Reproduce the material word for word; the images stay out.
──────────────────────────────
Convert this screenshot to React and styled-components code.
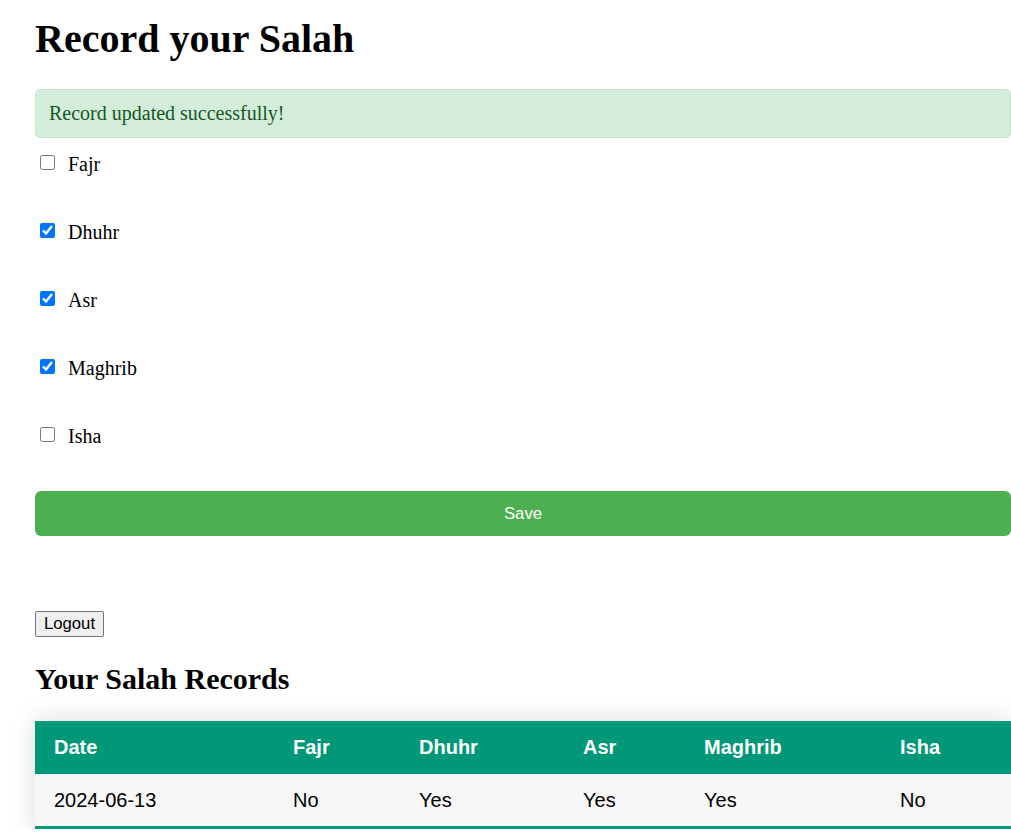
import React, { useState } from "react";
import styled, { createGlobalStyle } from "styled-components";

const Global = createGlobalStyle`
  html, body { margin: 0; padding: 0; background: #fff; overflow: hidden; }
  body { font-family: "Liberation Serif", "Times New Roman", serif; font-size: 20px; color: #000; }
`;

const Page = styled.div`
  width: 976px;
  padding: 16px 0 0 35px;
  display: flex;
  flex-direction: column;
`;

const Title = styled.h1`
  margin: 0 0 27px;
  font-size: 40px;
  font-weight: bold;
  line-height: 46px;
`;

const Alert = styled.div`
  border: 1px solid #c3e6cb;
  background: #d4edda;
  color: #155724;
  border-radius: 5px;
  padding: 12px 13px;
  line-height: 23px;
  margin-bottom: 15px;
`;

const PrayerList = styled.div`
  display: flex;
  flex-direction: column;
  gap: 45px;
`;

const PrayerRow = styled.label`
  display: flex;
  align-items: center;
  height: 23px;
  line-height: 23px;
`;

const Check = styled.input.attrs({ type: "checkbox" })`
  width: 15px;
  height: 15px;
  margin: 0 13px 5px 5px;
  accent-color: #0075ff;
`;

const SaveButton = styled.button`
  margin-top: 43px;
  height: 45px;
  border: none;
  border-radius: 6px;
  background: #4caf50;
  color: #fff;
  font-family: "Liberation Sans", Arial, sans-serif;
  font-size: 16.7px;
`;

const LogoutButton = styled.button`
  align-self: flex-start;
  margin-top: 75px;
  height: 26px;
  padding: 0 8px;
  background: #efefef;
  border: 1px solid #767676;
  border-radius: 2px;
  color: #000;
  font-family: "Liberation Sans", Arial, sans-serif;
  font-size: 16.7px;
`;

const SubTitle = styled.h2`
  margin: 24px 0 25px;
  font-size: 30px;
  font-weight: bold;
  line-height: 35px;
`;

const Table = styled.table`
  width: 976px;
  border-collapse: collapse;
  table-layout: fixed;
  font-family: "Liberation Sans", Arial, sans-serif;
  font-size: 20px;
  box-shadow: 0 0 25px rgba(0, 0, 0, 0.15);
`;

const HeadRow = styled.tr`
  background: #009879;
  color: #fff;
`;

const Th = styled.th`
  text-align: left;
  font-weight: bold;
  padding: 15px 19px;
  line-height: 23px;
`;

const BodyRow = styled.tr`
  background: #f7f7f7;
  border-bottom: 3px solid #009879;
`;

const Td = styled.td`
  padding: 15px 19px 14px;
  line-height: 23px;
`;

const prayers = ["Fajr", "Dhuhr", "Asr", "Maghrib", "Isha"];
const widths = [239, 126, 164, 121, 196, 130];

export default function App() {
  const [checked, setChecked] = useState({ Fajr: false, Dhuhr: true, Asr: true, Maghrib: true, Isha: false });
  const record = { date: "2024-06-13", Fajr: "No", Dhuhr: "Yes", Asr: "Yes", Maghrib: "Yes", Isha: "No" };
  return (
    <>
      <Global />
      <Page>
        <Title>Record your Salah</Title>
        <Alert>Record updated successfully!</Alert>
        <PrayerList>
          {prayers.map((p) => (
            <PrayerRow key={p}>
              <Check checked={checked[p]} onChange={() => setChecked({ ...checked, [p]: !checked[p] })} />
              {p}
            </PrayerRow>
          ))}
        </PrayerList>
        <SaveButton>Save</SaveButton>
        <LogoutButton>Logout</LogoutButton>
        <SubTitle>Your Salah Records</SubTitle>
        <Table>
          <colgroup>
            {widths.map((w, i) => (
              <col key={i} style={{ width: w }} />
            ))}
          </colgroup>
          <thead>
            <HeadRow>
              <Th>Date</Th>
              {prayers.map((p) => (
                <Th key={p}>{p}</Th>
              ))}
            </HeadRow>
          </thead>
          <tbody>
            <BodyRow>
              <Td>{record.date}</Td>
              {prayers.map((p) => (
                <Td key={p}>{record[p]}</Td>
              ))}
            </BodyRow>
          </tbody>
        </Table>
      </Page>
    </>
  );
}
──────────────────────────────
# RESULT OF THIS EXERCISE
Convert this screenshot to React and styled-components code.
import React, { useState } from "react";
import styled, { createGlobalStyle } from "styled-components";

const Global = createGlobalStyle`
  html, body { margin: 0; padding: 0; background: #fff; overflow: hidden; }
  body { font-family: "Liberation Serif", "Times New Roman", serif; font-size: 20px; color: #000; }
`;

const Page = styled.div`
  width: 976px;
  padding: 16px 0 0 35px;
  display: flex;
  flex-direction: column;
`;

const Title = styled.h1`
  margin: 0 0 27px;
  font-size: 40px;
  font-weight: bold;
  line-height: 46px;
`;

const Alert = styled.div`
  border: 1px solid #c3e6cb;
  background: #d4edda;
  color: #155724;
  border-radius: 5px;
  padding: 12px 13px;
  line-height: 23px;
  margin-bottom: 15px;
`;

const PrayerList = styled.div`
  display: flex;
  flex-direction: column;
  gap: 45px;
`;

const PrayerRow = styled.label`
  display: flex;
  align-items: center;
  height: 23px;
  line-height: 23px;
`;

const Check = styled.input.attrs({ type: "checkbox" })`
  width: 15px;
  height: 15px;
  margin: 0 13px 5px 5px;
  accent-color: #0075ff;
`;

const SaveButton = styled.button`
  margin-top: 43px;
  height: 45px;
  border: none;
  border-radius: 6px;
  background: #4caf50;
  color: #fff;
  font-family: "Liberation Sans", Arial, sans-serif;
  font-size: 16.7px;
`;

const LogoutButton = styled.button`
  align-self: flex-start;
  margin-top: 75px;
  height: 26px;
  padding: 0 8px;
  background: #efefef;
  border: 1px solid #767676;
  border-radius: 2px;
  color: #000;
  font-family: "Liberation Sans", Arial, sans-serif;
  font-size: 16.7px;
`;

const SubTitle = styled.h2`
  margin: 24px 0 25px;
  font-size: 30px;
  font-weight: bold;
  line-height: 35px;
`;

const Table = styled.table`
  width: 976px;
  border-collapse: collapse;
  table-layout: fixed;
  font-family: "Liberation Sans", Arial, sans-serif;
  font-size: 20px;
  box-shadow: 0 0 25px rgba(0, 0, 0, 0.15);
`;

const HeadRow = styled.tr`
  background: #009879;
  color: #fff;
`;

const Th = styled.th`
  text-align: left;
  font-weight: bold;
  padding: 15px 19px;
  line-height: 23px;
`;

const BodyRow = styled.tr`
  background: #f7f7f7;
  border-bottom: 3px solid #009879;
`;

const Td = styled.td`
  padding: 15px 19px 14px;
  line-height: 23px;
`;

const prayers = ["Fajr", "Dhuhr", "Asr", "Maghrib", "Isha"];
const widths = [239, 126, 164, 121, 196, 130];

export default function App() {
  const [checked, setChecked] = useState({ Fajr: false, Dhuhr: true, Asr: true, Maghrib: true, Isha: false });
  const record = { date: "2024-06-13", Fajr: "No", Dhuhr: "Yes", Asr: "Yes", Maghrib: "Yes", Isha: "No" };
  return (
    <>
      <Global />
      <Page>
        <Title>Record your Salah</Title>
        <Alert>Record updated successfully!</Alert>
        <PrayerList>
          {prayers.map((p) => (
            <PrayerRow key={p}>
              <Check checked={checked[p]} onChange={() => setChecked({ ...checked, [p]: !checked[p] })} />
              {p}
            </PrayerRow>
          ))}
        </PrayerList>
        <SaveButton>Save</SaveButton>
        <LogoutButton>Logout</LogoutButton>
        <SubTitle>Your Salah Records</SubTitle>
        <Table>
          <colgroup>
            {widths.map((w, i) => (
              <col key={i} style={{ width: w }} />
            ))}
          </colgroup>
          <thead>
            <HeadRow>
              <Th>Date</Th>
              {prayers.map((p) => (
                <Th key={p}>{p}</Th>
              ))}
            </HeadRow>
          </thead>
          <tbody>
            <BodyRow>
              <Td>{record.date}</Td>
              {prayers.map((p) => (
                <Td key={p}>{record[p]}</Td>
              ))}
            </BodyRow>
          </tbody>
        </Table>
      </Page>
    </>
  );
}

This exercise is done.